Holocaust Museum Project
Quite simply, this project involves teachers internationally creating Holocaust museums in their classrooms. Having done this in my school in Canada, I can assure you that it is quite doable and will be one of the most enriching experiences for you and your students.
(see: http://www.hcjh.ednet.ns.ca/HOLOCAUST/HOLOCAUST%20PAGE.htm)
Here are some the steps to take to make this project successful:
- Tell the students they are going to make a museum in the classroom.
- Inform the media early about what you are doing.
- Teach about the Holocaust (or a genocide you are studying in your curriculum). I used information I got from Yad Vashem, books, and reliable internet sites like the United States Holocaust Memorial Museum.
- Teach about who the Jews were before the Nazi era. I used a picture study and had students compare the living conditions and lives of the people in the photos (poor, rich, educated, uneducated, healthy, sick, etc).

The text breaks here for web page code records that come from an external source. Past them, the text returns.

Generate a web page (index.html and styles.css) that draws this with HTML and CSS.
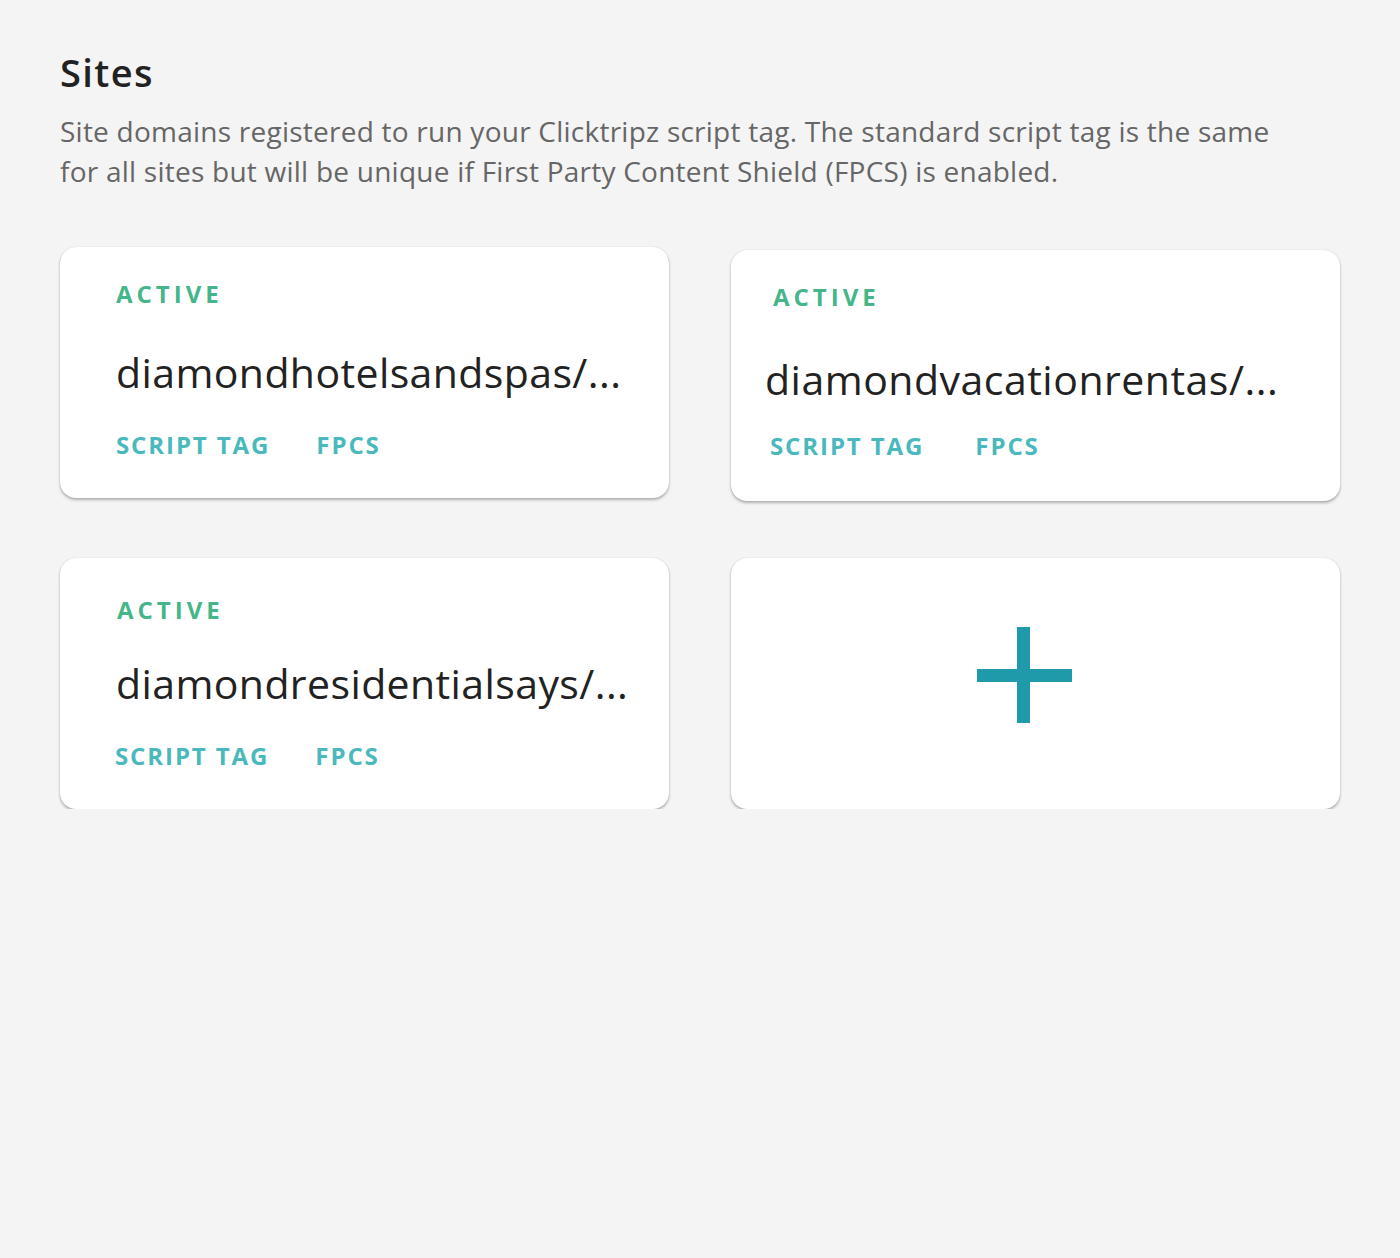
FILE: index.html
```html
<!DOCTYPE html>
<html lang="en">
<head>
<meta charset="utf-8">
<title>Sites</title>
<link rel="stylesheet" href="styles.css">
</head>
<body>
<main class="page">
  <h1 class="title">Sites</h1>
  <p class="desc">Site domains registered to run your Clicktripz script tag. The standard script tag is the same for all sites but will be unique if First Party Content Shield (FPCS) is enabled.</p>
  <section class="grid">
    <article class="card card-a">
      <div class="status">ACTIVE</div>
      <div class="domain">diamondhotelsandspas/...</div>
      <div class="links"><a class="link">SCRIPT TAG</a><a class="link">FPCS</a></div>
    </article>
    <article class="card card-b">
      <div class="status">ACTIVE</div>
      <div class="domain">diamondvacationrentas/...</div>
      <div class="links"><a class="link">SCRIPT TAG</a><a class="link">FPCS</a></div>
    </article>
    <article class="card card-c">
      <div class="status">ACTIVE</div>
      <div class="domain">diamondresidentialsays/...</div>
      <div class="links"><a class="link">SCRIPT TAG</a><a class="link">FPCS</a></div>
    </article>
    <article class="card card-add">
      <svg class="plus" width="95" height="96" viewBox="0 0 95 96" aria-label="Add site">
        <rect x="40" y="0" width="13" height="96" fill="#1f9aab"/>
        <rect x="0" y="42" width="95" height="13" fill="#1f9aab"/>
      </svg>
    </article>
  </section>
</main>
</body>
</html>
```
FILE: styles.css
```css
html, body {
  margin: 0;
  padding: 0;
  background: #f4f4f4;
}
body {
  font-family: "Open Sans", "Noto Sans", sans-serif;
  color: #222;
}
.page {
  padding: 48px 60px 0 60px;
}
.title {
  margin: 0;
  font-size: 38px;
  font-weight: 600;
  line-height: 48px;
  letter-spacing: 1.4px;
  color: #222;
}
.desc {
  margin: 15px 0 0 0;
  font-size: 28px;
  line-height: 40px;
  color: #666;
  max-width: 1230px;
  letter-spacing: 0.24px;
}
.grid {
  margin-top: 56px;
  display: grid;
  grid-template-columns: 609px 609px;
  column-gap: 62px;
  row-gap: 57px;
  align-items: start;
}
.card {
  background: #fff;
  border-radius: 16px;
  box-shadow: 0 2px 3px rgba(0,0,0,0.28), 0 0 1px rgba(0,0,0,0.2);
  height: 251px;
  box-sizing: border-box;
  padding: 32px 30px 0 56px;
}
.status {
  font-size: 24px;
  font-weight: 700;
  letter-spacing: 4px;
  color: #45b68a;
  line-height: 30px;
}
.domain {
  margin-top: 38px;
  font-size: 41px;
  line-height: 50px;
  letter-spacing: 0.4px;
  color: #222;
  white-space: nowrap;
}
.links {
  margin-top: 33px;
  display: flex;
  gap: 46px;
}
.link {
  font-size: 24px;
  font-weight: 700;
  letter-spacing: 1.9px;
  color: #4ab9bd;
  line-height: 30px;
}
.card-b {
  margin-top: 3px;
  padding-left: 42px;
}
.card-b .domain {
  margin-top: 42px;
  margin-left: -8px;
  letter-spacing: 0.5px;
}
.card-b .links {
  margin-top: 27px;
  margin-left: -3px;
  gap: 51px;
}
.card-c .status {
  margin-top: 5px;
  margin-left: 1px;
}
.card-c .domain {
  margin-top: 33px;
}
.card-c .links {
  margin-left: -1px;
}
.card-add {
  padding: 69px 0 0 246px;
}
.plus {
  display: block;
}
```
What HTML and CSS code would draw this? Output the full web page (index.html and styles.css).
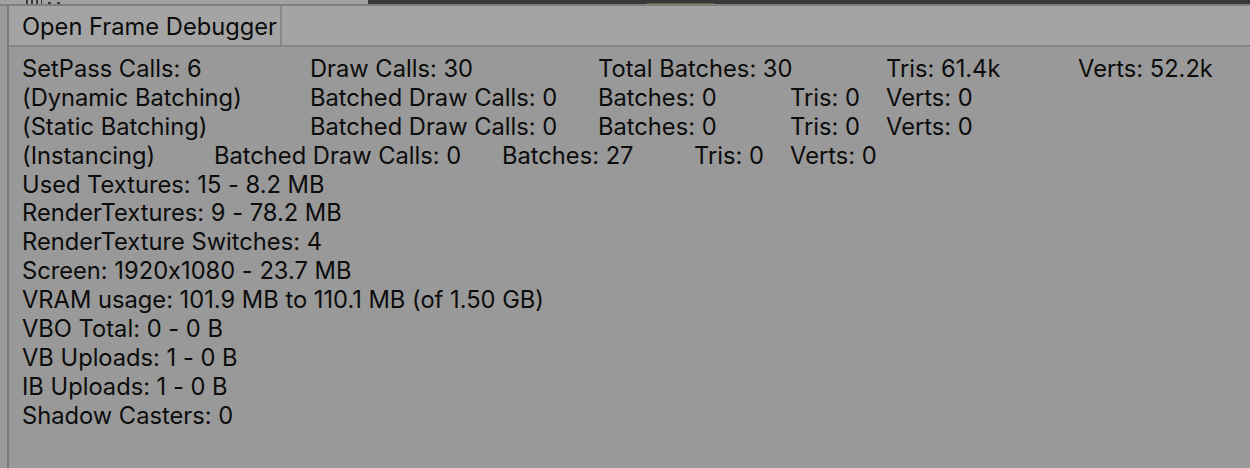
FILE: index.html
```html
<!DOCTYPE html>
<html>
<head>
<meta charset="utf-8">
<link rel="stylesheet" href="styles.css">
</head>
<body>
<div class="topstrip">
  <div class="tab-left"><span class="glyph"></span><span class="glyph small"></span><span class="glyph small"></span></div>
  <div class="tab-dark"><span class="accent"></span></div>
</div>
<div class="divider"></div>
<div class="main">
  <div class="gutter"></div>
  <div class="vline"></div>
  <div class="panel">
    <div class="toolbar">
      <div class="button">Open Frame Debugger</div>
    </div>
    <div class="stats">
      <div class="row">
        <span class="w3">SetPass Calls: 6</span><span class="w3">Draw Calls: 30</span><span class="w3">Total Batches: 30</span><span class="w2">Tris: 61.4k</span><span>Verts: 52.2k</span>
      </div>
      <div class="row">
        <span class="w3">(Dynamic Batching)</span><span class="w3">Batched Draw Calls: 0</span><span class="w2">Batches: 0</span><span class="w1">Tris: 0</span><span>Verts: 0</span>
      </div>
      <div class="row">
        <span class="w3">(Static Batching)</span><span class="w3">Batched Draw Calls: 0</span><span class="w2">Batches: 0</span><span class="w1">Tris: 0</span><span>Verts: 0</span>
      </div>
      <div class="row">
        <span class="w2">(Instancing)</span><span class="w3">Batched Draw Calls: 0</span><span class="w2">Batches: 27</span><span class="w1">Tris: 0</span><span>Verts: 0</span>
      </div>
      <div class="row">Used Textures: 15 - 8.2 MB</div>
      <div class="row">RenderTextures: 9 - 78.2 MB</div>
      <div class="row">RenderTexture Switches: 4</div>
      <div class="row">Screen: 1920x1080 - 23.7 MB</div>
      <div class="row">VRAM usage: 101.9 MB to 110.1 MB (of 1.50 GB)</div>
      <div class="row">VBO Total: 0 - 0 B</div>
      <div class="row">VB Uploads: 1 - 0 B</div>
      <div class="row">IB Uploads: 1 - 0 B</div>
      <div class="row">Shadow Casters: 0</div>
    </div>
  </div>
</div>
</body>
</html>
```
FILE: styles.css
```css
html, body {
  margin: 0;
  padding: 0;
}
body {
  width: 1250px;
  height: 468px;
  overflow: hidden;
  background: #999999;
  font-family: Inter, "Noto Sans", sans-serif;
  font-feature-settings: "calt" 0;
  color: #0c0c0c;
  --u: 96px;
}
.topstrip {
  display: flex;
  height: 4px;
}
.tab-left {
  width: 368px;
  background: #a2a2a2;
  display: flex;
  gap: 6px;
  padding-left: 26px;
  box-sizing: border-box;
  align-items: flex-end;
}
.glyph {
  width: 16px;
  height: 4px;
  background: repeating-linear-gradient(90deg, #3a3a3a 0 2px, transparent 2px 5px);
}
.glyph.small {
  width: 3px;
  height: 2px;
  background: #3a3a3a;
}
.tab-dark {
  flex: 1;
  background: #383838;
  display: flex;
  align-items: flex-end;
}
.accent {
  margin-left: 279px;
  width: 68px;
  height: 1px;
  background: #5e6b37;
}
.divider {
  height: 2px;
  background: #7f7f7f;
}
.main {
  display: flex;
  height: 462px;
}
.gutter {
  width: 7px;
  background: #9b9b9b;
}
.vline {
  width: 2px;
  background: #7a7a7a;
}
.panel {
  flex: 1;
  display: flex;
  flex-direction: column;
}
.toolbar {
  height: 39px;
  background: #a4a4a4;
  border-bottom: 2px solid #858585;
  display: flex;
}
.button {
  width: 258px;
  padding: 2px 0 0 13px;
  box-sizing: content-box;
  border-right: 2px solid #878787;
  font-size: 23.7px;
  line-height: 37px;
  white-space: nowrap;
}
.stats {
  padding: 8px 0 0 13px;
  font-size: 23.7px;
}
.row {
  display: flex;
  height: 28.9px;
  line-height: 28.9px;
  white-space: nowrap;
}
.w1 { width: var(--u); }
.w2 { width: calc(var(--u) * 2); }
.w3 { width: calc(var(--u) * 3); }
```
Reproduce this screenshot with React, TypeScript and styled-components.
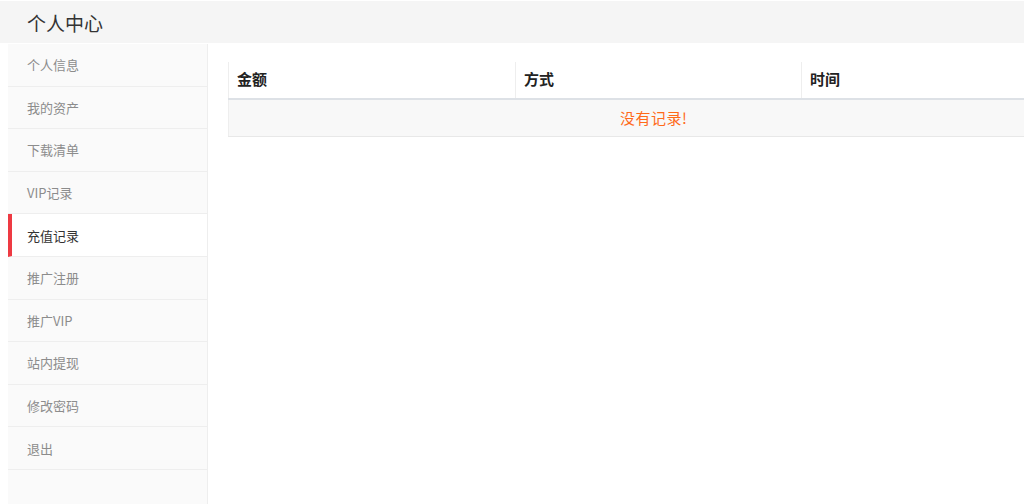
import React from 'react'
import styled, { createGlobalStyle } from 'styled-components'

const GlobalStyle = createGlobalStyle`
  html, body {
    margin: 0;
    padding: 0;
    background: #fff;
    font-family: "Noto Sans CJK SC", "Noto Sans", "Liberation Sans", sans-serif;
    overflow: hidden;
  }
`;

const menu = ['个人信息', '我的资产', '下载清单', 'VIP记录', '充值记录', '推广注册', '推广VIP', '站内提现', '修改密码', '退出'];
const active = '充值记录';

const App = () => {
  return (
    <Page>
      <GlobalStyle />
      <TopBar>
        <div className="title">个人中心</div>
      </TopBar>
      <Main>
        <SideMenu>
          {menu.map((m) => (
            <MenuItem key={m} $active={m === active}>{m}</MenuItem>
          ))}
        </SideMenu>
        <Content>
          <RecordTable>
            <colgroup>
              <col style={{ width: 287 }} />
              <col style={{ width: 286 }} />
              <col style={{ width: 277 }} />
            </colgroup>
            <thead>
              <tr>
                <th>金额</th>
                <th>方式</th>
                <th>时间</th>
              </tr>
            </thead>
            <tbody>
              <tr>
                <td colSpan={3} className="empty">没有记录!</td>
              </tr>
            </tbody>
          </RecordTable>
        </Content>
      </Main>
    </Page>
  );
};

export default App;

const Page = styled.div`
  width: 1024px;
  height: 504px;
  padding-top: 1px;
  box-sizing: border-box;
  display: flex;
  flex-direction: column;
`;

const TopBar = styled.div`
  height: 42px;
  flex-shrink: 0;
  background-color: #f5f5f5;
  display: flex;
  align-items: center;
  padding-left: 27px;
  & > .title {
    font-size: 19px;
    color: #333;
    line-height: 1;
    margin-top: 1px;
  }
`;

const Main = styled.div`
  flex: 1;
  display: flex;
  flex-direction: row;
  padding-left: 8px;
  padding-top: 1px;
  min-height: 0;
`;

const SideMenu = styled.div`
  width: 199px;
  background-color: #fafafa;
  border-right: 1px solid #eeeeee;
  display: flex;
  flex-direction: column;
`;

const MenuItem = styled.div<{ $active?: boolean }>`
  height: 42.6px;
  box-sizing: border-box;
  display: flex;
  align-items: center;
  padding-left: ${(p) => (p.$active ? '15px' : '19px')};
  font-size: 13px;
  color: ${(p) => (p.$active ? '#333' : '#8c8c8c')};
  background-color: ${(p) => (p.$active ? '#fff' : 'transparent')};
  border-left: ${(p) => (p.$active ? '4px solid #ee3a43' : 'none')};
  border-bottom: 1px solid #eeeeee;
`;

const Content = styled.div`
  flex: 1;
  padding: 18px 0 0 20px;
  overflow: hidden;
`;

const RecordTable = styled.table`
  width: 850px;
  border-collapse: collapse;
  table-layout: fixed;
  border-left: 1px solid #eeeeee;
  & th {
    height: 33px;
    text-align: left;
    padding: 0 0 3px 8px;
    font-size: 15px;
    font-weight: bold;
    color: #222;
    border-left: 1px solid #eeeeee;
    border-bottom: 2px solid #dde1e6;
  }
  & th:first-child {
    border-left: none;
  }
  & td.empty {
    height: 34px;
    text-align: center;
    font-size: 15px;
    letter-spacing: 0.5px;
    color: #ff6a1a;
    background-color: #f8f8f8;
    border-bottom: 1px solid #e8e8e8;
    padding: 0 0 2px 0;
  }
`;
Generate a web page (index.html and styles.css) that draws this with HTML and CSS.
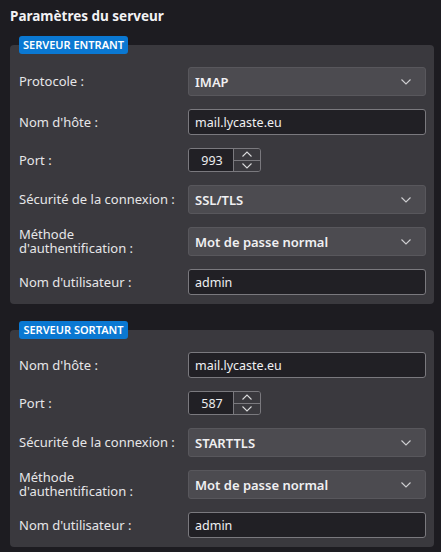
FILE: index.html
```html
<!DOCTYPE html>
<html lang="fr">
<head>
<meta charset="utf-8">
<link rel="stylesheet" href="styles.css">
</head>
<body>
<div class="page">
  <h1 class="title">Paramètres du serveur</h1>

  <section class="group">
    <span class="badge">SERVEUR ENTRANT</span>
    <div class="grid">
      <label class="lbl">Protocole :</label>
      <div class="select"><span>IMAP</span><svg class="chev" viewBox="0 0 10 6"><path d="M0.5 0.5 L5 5 L9.5 0.5"/></svg></div>

      <label class="lbl">Nom d'hôte :</label>
      <div class="input">mail.lycaste.eu</div>

      <label class="lbl">Port :</label>
      <div class="spin"><span class="num">993</span><span class="btns"><span class="btn"><svg viewBox="0 0 10 6"><path d="M0.5 5.5 L5 1 L9.5 5.5"/></svg></span><span class="btn"><svg viewBox="0 0 10 6"><path d="M0.5 0.5 L5 5 L9.5 0.5"/></svg></span></span></div>

      <label class="lbl">Sécurité de la connexion :</label>
      <div class="select"><span>SSL/TLS</span><svg class="chev" viewBox="0 0 10 6"><path d="M0.5 0.5 L5 5 L9.5 0.5"/></svg></div>

      <label class="lbl two"><span class="ln">Méthode</span><span class="ln">d'authentification :</span></label>
      <div class="select"><span>Mot de passe normal</span><svg class="chev" viewBox="0 0 10 6"><path d="M0.5 0.5 L5 5 L9.5 0.5"/></svg></div>

      <label class="lbl">Nom d'utilisateur :</label>
      <div class="input">admin</div>
    </div>
  </section>

  <section class="group second">
    <span class="badge">SERVEUR SORTANT</span>
    <div class="grid">
      <label class="lbl">Nom d'hôte :</label>
      <div class="input">mail.lycaste.eu</div>

      <label class="lbl">Port :</label>
      <div class="spin"><span class="num">587</span><span class="btns"><span class="btn"><svg viewBox="0 0 10 6"><path d="M0.5 5.5 L5 1 L9.5 5.5"/></svg></span><span class="btn"><svg viewBox="0 0 10 6"><path d="M0.5 0.5 L5 5 L9.5 0.5"/></svg></span></span></div>

      <label class="lbl">Sécurité de la connexion :</label>
      <div class="select"><span>STARTTLS</span><svg class="chev" viewBox="0 0 10 6"><path d="M0.5 0.5 L5 5 L9.5 0.5"/></svg></div>

      <label class="lbl two"><span class="ln">Méthode</span><span class="ln">d'authentification :</span></label>
      <div class="select"><span>Mot de passe normal</span><svg class="chev" viewBox="0 0 10 6"><path d="M0.5 0.5 L5 5 L9.5 0.5"/></svg></div>

      <label class="lbl">Nom d'utilisateur :</label>
      <div class="input">admin</div>
    </div>
  </section>
</div>
</body>
</html>
```

FILE: styles.css
```css
html, body {
  margin: 0;
  background: #1d1c21;
}
body {
  font-family: "Noto Sans", "Open Sans", sans-serif;
  color: #ececee;
  font-size: 13px;
}
.page {
  padding: 7px 7px 9px 10px;
}
.title {
  margin: 0;
  font-size: 13.5px;
  font-weight: 700;
  line-height: 18px;
  color: #f2f2f4;
}
.group {
  position: relative;
  margin-top: 20px;
  background: #3a393e;
  border-radius: 4px;
  padding: 22px 8px 9px 9px;
}
.group.second {
  margin-top: 26px;
}
.badge {
  position: absolute;
  left: 9px;
  top: -9px;
  height: 18px;
  width: 109px;
  box-sizing: border-box;
  background: #0a78d2;
  color: #ffffff;
  border-radius: 3px;
  font-size: 11px;
  font-weight: 600;
  line-height: 18px;
  text-align: center;
  white-space: nowrap;
}
.grid {
  display: grid;
  grid-template-columns: 169px 1fr;
  row-gap: 13px;
  align-items: center;
}
.lbl {
  line-height: 17px;
  color: #e6e6e8;
  white-space: nowrap;
}
.lbl.two {
  display: flex;
  flex-direction: column;
}
.ln {
  display: block;
  line-height: 13.5px;
}
.select {
  height: 29px;
  box-sizing: border-box;
  background: #4c4b50;
  border: 1px solid #58575c;
  border-radius: 3px;
  display: flex;
  align-items: center;
  justify-content: space-between;
  padding: 0 14px 0 6px;
  font-weight: 600;
  color: #f0f0f2;
}
.chev {
  width: 10px;
  height: 6px;
  fill: none;
  stroke: #cfcfd2;
  stroke-width: 1.1;
}
.input {
  height: 26px;
  box-sizing: border-box;
  background: #212025;
  border: 1px solid #7a797e;
  border-radius: 3px;
  display: flex;
  align-items: center;
  padding: 0 6px;
  color: #f0f0f2;
  font-size: 12.5px;
}
.spin {
  width: 73px;
  height: 24px;
  box-sizing: border-box;
  border: 1px solid #7a797e;
  border-radius: 3px;
  display: flex;
  overflow: hidden;
}
.num {
  width: 44px;
  background: #212025;
  display: flex;
  align-items: center;
  justify-content: center;
  padding-left: 2px;
  box-sizing: border-box;
  font-size: 12.5px;
}
.btns {
  flex: 1;
  display: flex;
  flex-direction: column;
  border-left: 1px solid #7a797e;
  background: #3a393e;
}
.btn {
  flex: 1;
  display: flex;
  align-items: center;
  justify-content: center;
}
.btn + .btn {
  border-top: 1px solid #7a797e;
}
.btn svg {
  width: 10px;
  height: 6px;
  fill: none;
  stroke: #d8d8da;
  stroke-width: 1.1;
}
```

- Find a few case studies of people (children their own age) so that students can relate better to their story.
- Teach about anti-Semitism in Europe (and elsewhere) prior to Hitler.
- Teach about the rise of Nazism.
- Teach about the Holocaust
- Put the museum together. Students have dozens of good ideas to help with this.
- Students become the tour guides for the museum teaching the general public that have been invited and the other classes in the school.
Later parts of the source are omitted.